**Aim**:
Copy every line of the data in which the word "this" occurs.

**Entries supplied**:
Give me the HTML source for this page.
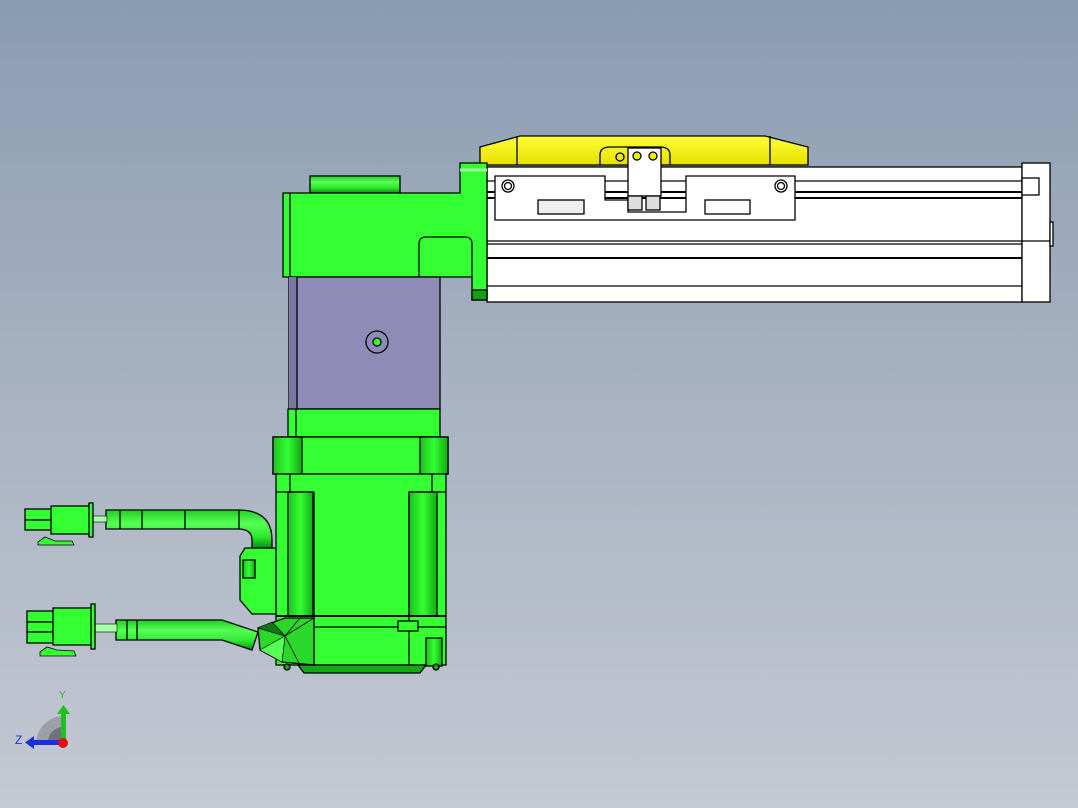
<!DOCTYPE html>
<html><head><meta charset="utf-8"><style>
html,body{margin:0;padding:0;width:1078px;height:808px;overflow:hidden}
body{background:linear-gradient(#8a9cb1,#a9b3c2 50%,#c4c9d3)}
svg{position:absolute;left:0;top:0}
</style></head><body>
<svg width="1078" height="808" viewBox="0 0 1078 808" font-family="Liberation Sans, sans-serif">
<defs>
<linearGradient id="cyl" x1="0" y1="0" x2="0" y2="1"><stop offset="0" stop-color="#22cc22"/><stop offset=".35" stop-color="#55ff55"/><stop offset=".7" stop-color="#2ee82e"/><stop offset="1" stop-color="#0a900a"/></linearGradient>
<linearGradient id="cylv" x1="0" y1="0" x2="1" y2="0"><stop offset="0" stop-color="#1cc01c"/><stop offset=".5" stop-color="#33ff33"/><stop offset="1" stop-color="#13a813"/></linearGradient>
<linearGradient id="yel" x1="0" y1="0" x2="0" y2="1"><stop offset="0" stop-color="#ffff3a"/><stop offset="1" stop-color="#e6e000"/></linearGradient>
</defs>
<g stroke="#000" stroke-width="1.3">
<path d="M480,147 L520,136 L765,136 L808,147 L808,165 L480,165 Z" fill="url(#yel)"/>
<line x1="517" y1="136" x2="517" y2="165"/><line x1="770" y1="136" x2="770" y2="165"/>
<path d="M600,165 L600,155 Q600,147 610,147 L660,147 Q670,147 670,155 L670,165" fill="none"/>
<rect x="487" y="167" width="535" height="135" fill="#fff"/>
<line x1="487" y1="181" x2="1022" y2="181"/><line x1="487" y1="192" x2="1022" y2="192" stroke-width="2"/>
<line x1="487" y1="198" x2="1022" y2="198" stroke-width="2"/>
<line x1="487" y1="241" x2="1022" y2="241"/><line x1="487" y1="244" x2="1022" y2="244"/>
<line x1="487" y1="258" x2="1022" y2="258" stroke-width="2"/><line x1="487" y1="286" x2="1022" y2="286"/>
<rect x="1022" y="163" width="28" height="139" fill="#fff"/>
<rect x="1022" y="178" width="17" height="17" fill="#fff"/>
<line x1="1022" y1="241" x2="1050" y2="241"/>
<rect x="1050" y="222" width="3" height="24" fill="#fff"/>
<path d="M495,176 L605,176 L605,200 L628,200 L628,212 L686,212 L686,176 L795,176 L795,220 L495,220 Z" fill="#fff"/>
<rect x="538" y="200" width="46" height="14" fill="#eee"/>
<rect x="705" y="200" width="45" height="14" fill="#fff"/>
<circle cx="508" cy="186" r="6" fill="#fff"/><circle cx="508" cy="186" r="3.5" fill="none"/>
<circle cx="781" cy="186" r="6" fill="#fff"/><circle cx="781" cy="186" r="3.5" fill="none"/>
<rect x="628" y="148" width="33" height="48" fill="#fff"/>
<rect x="628" y="196" width="14" height="14" fill="#ddd"/><rect x="646" y="196" width="14" height="14" fill="#ddd"/>
<circle cx="637" cy="156" r="4" fill="#ee0"/><circle cx="653" cy="156" r="4" fill="#ee0"/>
<circle cx="620" cy="157" r="4" fill="none"/>
<rect x="310" y="176" width="90" height="17" fill="url(#cyl)"/>
<path d="M460,163 L487,163 L487,300 L472,300 L472,277 L283,277 L283,193 L460,193 Z" fill="#33ff33"/>
<line x1="290" y1="193" x2="290" y2="277"/>
<line x1="460" y1="170" x2="487" y2="170" stroke="#9f9" stroke-width="3"/>
<path d="M419,277 L419,244 Q419,237 426,237 L465,237 Q472,237 472,244 L472,277" fill="none"/>
<rect x="472" y="290" width="15" height="10" fill="#11a011"/>
<rect x="289" y="277" width="151" height="132" fill="#8e8cb7"/>
<rect x="289" y="277" width="8" height="132" fill="#7a78a0" stroke="none"/>
<line x1="297" y1="277" x2="297" y2="409"/>
<circle cx="377" cy="342" r="11" fill="none"/><circle cx="377" cy="342" r="4" fill="#33ff33"/>
<rect x="288" y="409" width="152" height="28" fill="#33ff33"/>
<line x1="296" y1="409" x2="296" y2="437"/>
<rect x="273" y="437" width="175" height="37" fill="#33ff33"/>
<rect x="273" y="437" width="29" height="37" fill="url(#cylv)"/>
<rect x="420" y="437" width="28" height="37" fill="url(#cylv)"/>
<rect x="276" y="474" width="170" height="191" fill="#33ff33"/>
<line x1="290" y1="474" x2="290" y2="492"/><line x1="432" y1="474" x2="432" y2="492"/>
<rect x="288" y="492" width="25" height="124" fill="url(#cylv)"/>
<rect x="409" y="492" width="28" height="124" fill="url(#cylv)"/>
<line x1="276" y1="492" x2="314" y2="492"/><line x1="409" y1="492" x2="446" y2="492"/>
<line x1="314" y1="492" x2="314" y2="616"/><line x1="409" y1="492" x2="409" y2="665"/>
<line x1="276" y1="616" x2="446" y2="616" stroke-width="2"/>
<line x1="314" y1="627" x2="446" y2="627"/>
<line x1="314" y1="616" x2="314" y2="665"/>
<rect x="398" y="621" width="20" height="10" fill="#33ff33"/>
<rect x="426" y="638" width="16" height="28" fill="url(#cylv)"/>
<path d="M298,665 L426,665 L420,673 L304,673 Z" fill="#14a814"/>
<circle cx="287" cy="667" r="3" fill="#14a814"/><circle cx="436" cy="667" r="3" fill="#14a814"/>
<path d="M245,548 L276,548 L276,614 L252,614 L240,600 L240,556 Z" fill="#33ff33"/>
<rect x="243" y="560" width="12" height="18" fill="url(#cylv)"/>
<path d="M106,510 L238,510 Q272,510 272,540 L272,548 L252,548 L252,540 Q252,529 238,529 L106,529 Z" fill="url(#cyl)"/>
<line x1="120" y1="510" x2="120" y2="529"/><line x1="142" y1="510" x2="142" y2="529"/><line x1="185" y1="510" x2="185" y2="529"/><line x1="239" y1="510" x2="239" y2="529"/>
<rect x="93" y="516" width="14" height="6" fill="#aaffaa" stroke-width=".6"/>
<rect x="25" y="509" width="27" height="11" fill="#33ff33"/><rect x="25" y="520" width="27" height="10" fill="#33ff33"/>
<rect x="51" y="506" width="41" height="28" fill="#33ff33"/>
<rect x="89" y="503" width="4" height="34" fill="#33ff33"/>
<path d="M38,542 L45,537 L55,541 L72,541 L74,545 L38,545 Z" fill="#33ff33" stroke-width=".8"/>
<path d="M116,620 L222,620 L258,632 L252,650 L222,640 L116,640 Z" fill="url(#cyl)"/>
<line x1="127" y1="620" x2="127" y2="640"/><line x1="137" y1="620" x2="137" y2="640"/>
<rect x="95" y="624" width="22" height="8" fill="#aaffaa" stroke-width=".6"/>
<rect x="27" y="611" width="27" height="11" fill="#33ff33"/><rect x="27" y="622" width="27" height="10" fill="#33ff33"/><rect x="27" y="632" width="27" height="11" fill="#33ff33"/>
<rect x="53" y="608" width="41" height="37" fill="#33ff33"/>
<rect x="91" y="604" width="4" height="45" fill="#33ff33"/>
<path d="M40,652 L47,647 L57,650 L74,651 L76,656 L40,656 Z" fill="#33ff33" stroke-width=".8"/>
<path d="M258,628 L285,618 L314,618 L314,665 L282,662 L260,650 Z" fill="#2ad82a"/>
<path d="M285,636 L258,628 M285,636 L262,650 M285,636 L282,662 M285,636 L300,665 M285,636 L314,618 M285,636 L300,618 M285,636 L272,622" fill="none" stroke-width=".8"/>
<path d="M258,628 L272,622 L285,636 Z" fill="#0c7a0c" stroke-width=".6"/>
<path d="M260,650 L282,662 L285,636 Z" fill="#55ff55" stroke-width=".6"/>
</g>
<path d="M36,742 A28,28 0 0 1 63,716 L63,742 Z" fill="#9aa0a8"/>
<path d="M48,742 A15,15 0 0 1 63,727 L63,742 Z" fill="#6e737a"/>
<rect x="61" y="712" width="5" height="30" fill="#1ec01e"/>
<path d="M57,714 L63.5,705 L70,714 Z" fill="#1ec01e"/>
<rect x="32" y="740" width="30" height="5" fill="#1a2fe0"/>
<path d="M34,736 L25,742.5 L34,749 Z" fill="#1a2fe0"/>
<circle cx="63" cy="743" r="5" fill="#e01010"/>
<text x="59" y="698" font-size="10" fill="#1ec01e">Y</text>
<text x="15" y="744" font-size="12" fill="#1a2fe0">Z</text>
</svg>
</body></html>
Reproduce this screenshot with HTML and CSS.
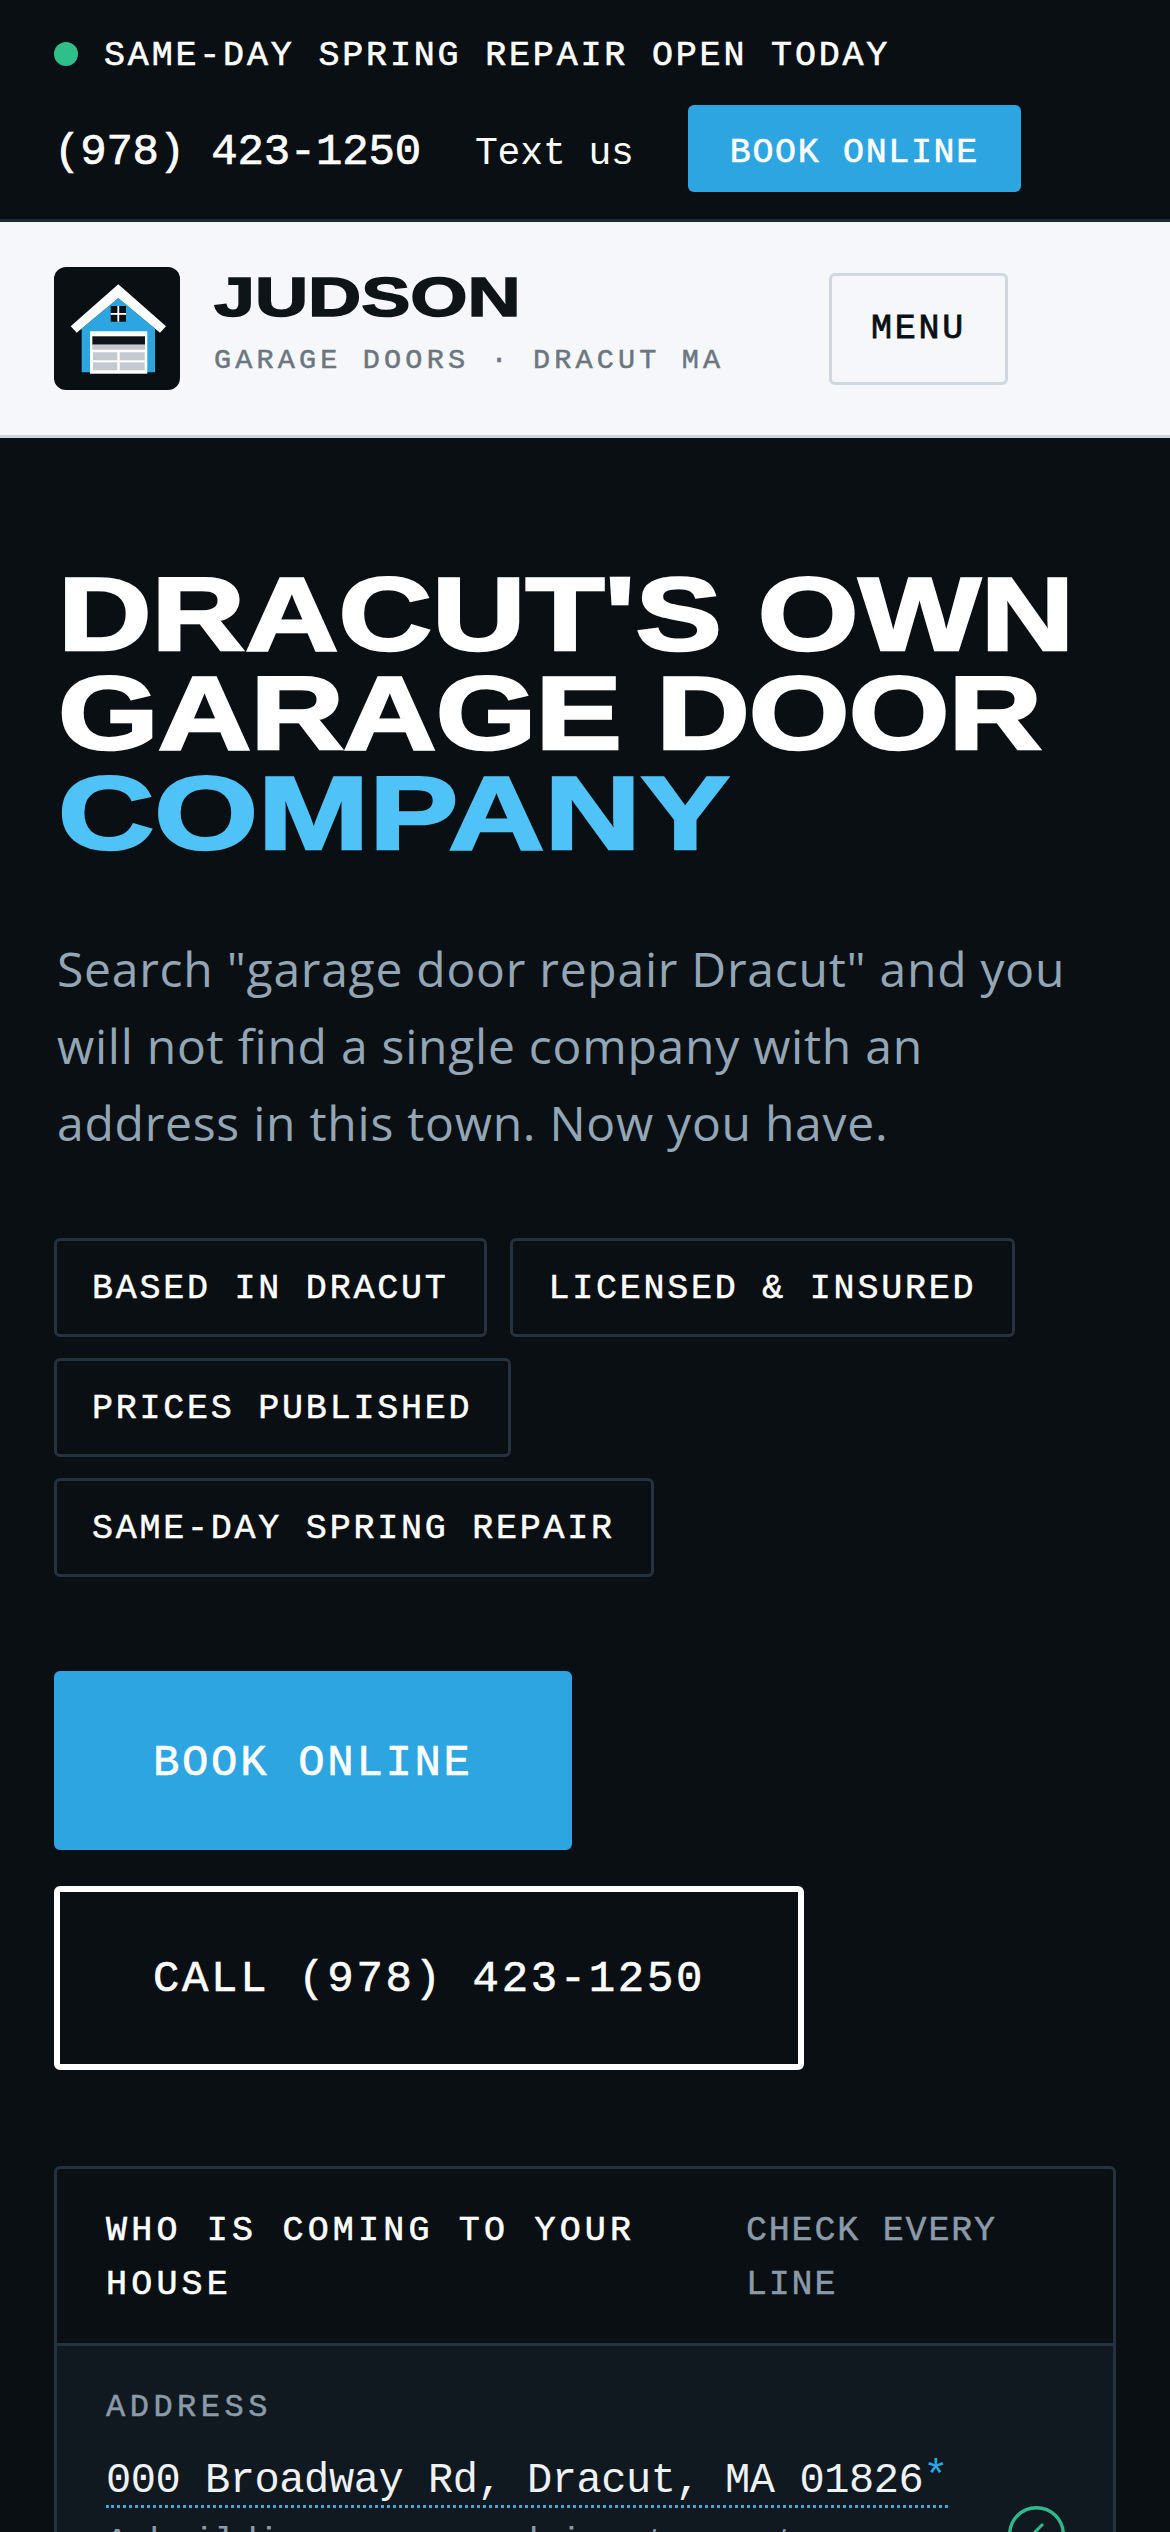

**Problem solution**:
Give me the HTML source for this page.
Reproduce this screenshot with HTML and CSS.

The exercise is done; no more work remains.